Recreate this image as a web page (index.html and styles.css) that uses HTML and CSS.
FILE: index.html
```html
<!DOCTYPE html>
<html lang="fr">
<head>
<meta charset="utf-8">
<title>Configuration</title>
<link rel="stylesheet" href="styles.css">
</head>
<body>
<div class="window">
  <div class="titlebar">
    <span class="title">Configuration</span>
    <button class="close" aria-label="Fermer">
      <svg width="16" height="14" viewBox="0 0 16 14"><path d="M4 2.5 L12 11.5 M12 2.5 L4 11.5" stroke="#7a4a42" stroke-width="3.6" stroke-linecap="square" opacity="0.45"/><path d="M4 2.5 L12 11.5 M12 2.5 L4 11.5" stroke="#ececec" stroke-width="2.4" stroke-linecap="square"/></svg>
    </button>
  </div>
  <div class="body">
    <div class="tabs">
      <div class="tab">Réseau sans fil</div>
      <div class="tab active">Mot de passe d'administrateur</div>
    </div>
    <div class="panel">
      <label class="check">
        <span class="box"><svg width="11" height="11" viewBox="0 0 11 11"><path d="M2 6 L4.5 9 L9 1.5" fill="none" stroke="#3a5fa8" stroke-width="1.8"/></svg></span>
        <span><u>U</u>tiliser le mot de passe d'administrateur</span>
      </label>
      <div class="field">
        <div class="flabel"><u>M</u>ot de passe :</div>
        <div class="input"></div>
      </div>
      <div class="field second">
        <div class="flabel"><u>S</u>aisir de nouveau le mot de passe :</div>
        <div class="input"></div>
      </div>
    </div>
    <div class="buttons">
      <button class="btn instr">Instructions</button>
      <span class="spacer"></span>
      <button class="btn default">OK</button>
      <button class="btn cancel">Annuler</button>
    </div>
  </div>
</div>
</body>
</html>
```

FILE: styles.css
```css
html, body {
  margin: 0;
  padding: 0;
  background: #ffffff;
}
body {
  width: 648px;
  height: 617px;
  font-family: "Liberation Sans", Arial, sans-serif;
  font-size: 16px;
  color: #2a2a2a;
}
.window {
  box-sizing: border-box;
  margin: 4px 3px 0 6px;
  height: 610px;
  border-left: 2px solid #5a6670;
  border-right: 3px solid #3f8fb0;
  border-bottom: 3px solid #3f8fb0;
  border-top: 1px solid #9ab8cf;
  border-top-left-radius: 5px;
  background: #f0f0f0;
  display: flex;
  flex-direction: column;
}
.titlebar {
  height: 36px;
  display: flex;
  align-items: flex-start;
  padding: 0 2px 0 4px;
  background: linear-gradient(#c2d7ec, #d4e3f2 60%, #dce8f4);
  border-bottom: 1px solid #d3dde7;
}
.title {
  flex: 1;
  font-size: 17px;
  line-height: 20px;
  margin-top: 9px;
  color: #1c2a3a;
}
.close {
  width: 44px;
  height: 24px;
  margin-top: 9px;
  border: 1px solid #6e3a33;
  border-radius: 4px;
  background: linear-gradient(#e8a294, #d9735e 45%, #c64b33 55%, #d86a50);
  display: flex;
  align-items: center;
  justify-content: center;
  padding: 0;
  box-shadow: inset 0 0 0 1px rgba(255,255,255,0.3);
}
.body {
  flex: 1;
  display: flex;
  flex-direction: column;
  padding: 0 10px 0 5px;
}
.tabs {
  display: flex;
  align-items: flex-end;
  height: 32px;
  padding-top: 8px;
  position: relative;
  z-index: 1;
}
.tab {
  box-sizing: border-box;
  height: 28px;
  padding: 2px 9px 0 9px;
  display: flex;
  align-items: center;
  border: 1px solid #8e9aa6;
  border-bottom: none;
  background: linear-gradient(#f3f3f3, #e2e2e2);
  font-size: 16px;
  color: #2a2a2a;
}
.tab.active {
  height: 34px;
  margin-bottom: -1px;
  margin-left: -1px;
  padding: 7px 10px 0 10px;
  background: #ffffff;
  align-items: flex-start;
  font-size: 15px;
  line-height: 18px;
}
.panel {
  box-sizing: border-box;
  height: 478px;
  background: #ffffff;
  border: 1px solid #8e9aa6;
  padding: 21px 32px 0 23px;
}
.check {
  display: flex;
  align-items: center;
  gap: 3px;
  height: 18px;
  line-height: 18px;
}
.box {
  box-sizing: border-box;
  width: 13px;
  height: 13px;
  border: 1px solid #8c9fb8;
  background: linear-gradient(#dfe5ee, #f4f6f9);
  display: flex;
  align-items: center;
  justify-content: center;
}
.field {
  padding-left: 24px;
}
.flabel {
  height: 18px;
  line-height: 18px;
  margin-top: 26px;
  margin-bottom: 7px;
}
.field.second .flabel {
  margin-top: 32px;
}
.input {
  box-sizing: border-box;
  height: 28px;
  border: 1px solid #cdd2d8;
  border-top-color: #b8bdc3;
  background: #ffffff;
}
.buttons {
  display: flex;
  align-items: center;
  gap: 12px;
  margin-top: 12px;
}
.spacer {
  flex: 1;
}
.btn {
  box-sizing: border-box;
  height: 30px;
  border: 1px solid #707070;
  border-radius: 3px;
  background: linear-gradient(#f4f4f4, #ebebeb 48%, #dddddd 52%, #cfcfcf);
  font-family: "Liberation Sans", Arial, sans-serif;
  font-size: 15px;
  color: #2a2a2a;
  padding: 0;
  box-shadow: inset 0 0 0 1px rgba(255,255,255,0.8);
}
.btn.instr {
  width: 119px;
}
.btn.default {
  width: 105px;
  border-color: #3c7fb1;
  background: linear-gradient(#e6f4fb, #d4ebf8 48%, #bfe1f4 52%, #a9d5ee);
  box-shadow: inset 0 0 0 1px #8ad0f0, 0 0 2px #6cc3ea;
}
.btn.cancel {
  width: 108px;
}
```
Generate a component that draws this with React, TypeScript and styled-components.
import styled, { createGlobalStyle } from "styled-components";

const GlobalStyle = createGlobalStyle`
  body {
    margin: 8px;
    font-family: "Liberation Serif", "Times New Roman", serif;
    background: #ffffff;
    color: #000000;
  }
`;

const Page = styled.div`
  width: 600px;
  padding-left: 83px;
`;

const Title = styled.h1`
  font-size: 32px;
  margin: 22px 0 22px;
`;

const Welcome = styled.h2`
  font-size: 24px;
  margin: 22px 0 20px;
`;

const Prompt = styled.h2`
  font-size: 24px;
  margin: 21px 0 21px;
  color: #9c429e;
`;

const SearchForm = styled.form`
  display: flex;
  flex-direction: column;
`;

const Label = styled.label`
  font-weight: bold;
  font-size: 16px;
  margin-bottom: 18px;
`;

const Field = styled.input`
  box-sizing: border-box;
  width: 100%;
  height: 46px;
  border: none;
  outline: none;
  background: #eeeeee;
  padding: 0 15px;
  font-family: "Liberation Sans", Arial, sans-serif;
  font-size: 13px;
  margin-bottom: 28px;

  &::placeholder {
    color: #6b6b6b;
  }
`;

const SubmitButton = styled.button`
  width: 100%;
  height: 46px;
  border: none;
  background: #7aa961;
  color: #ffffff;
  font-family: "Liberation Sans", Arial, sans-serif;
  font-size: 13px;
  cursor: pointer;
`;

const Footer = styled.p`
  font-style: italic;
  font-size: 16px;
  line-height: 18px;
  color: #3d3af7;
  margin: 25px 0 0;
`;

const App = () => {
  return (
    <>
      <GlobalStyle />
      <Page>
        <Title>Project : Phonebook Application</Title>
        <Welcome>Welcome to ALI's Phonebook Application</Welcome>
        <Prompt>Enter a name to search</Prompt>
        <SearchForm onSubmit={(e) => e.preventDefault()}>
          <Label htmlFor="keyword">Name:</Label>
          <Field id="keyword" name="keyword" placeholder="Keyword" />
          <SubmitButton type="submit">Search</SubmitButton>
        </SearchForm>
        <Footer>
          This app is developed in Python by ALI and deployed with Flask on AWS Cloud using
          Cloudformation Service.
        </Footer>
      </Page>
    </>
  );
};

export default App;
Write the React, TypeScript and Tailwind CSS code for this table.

§ §

### What you should do:
Return all the lines that contain the string "index".

### Result of the exercise:
Recreate this image as a web page (index.html and styles.css) that uses HTML and CSS.
FILE: index.html
  z-index: 1;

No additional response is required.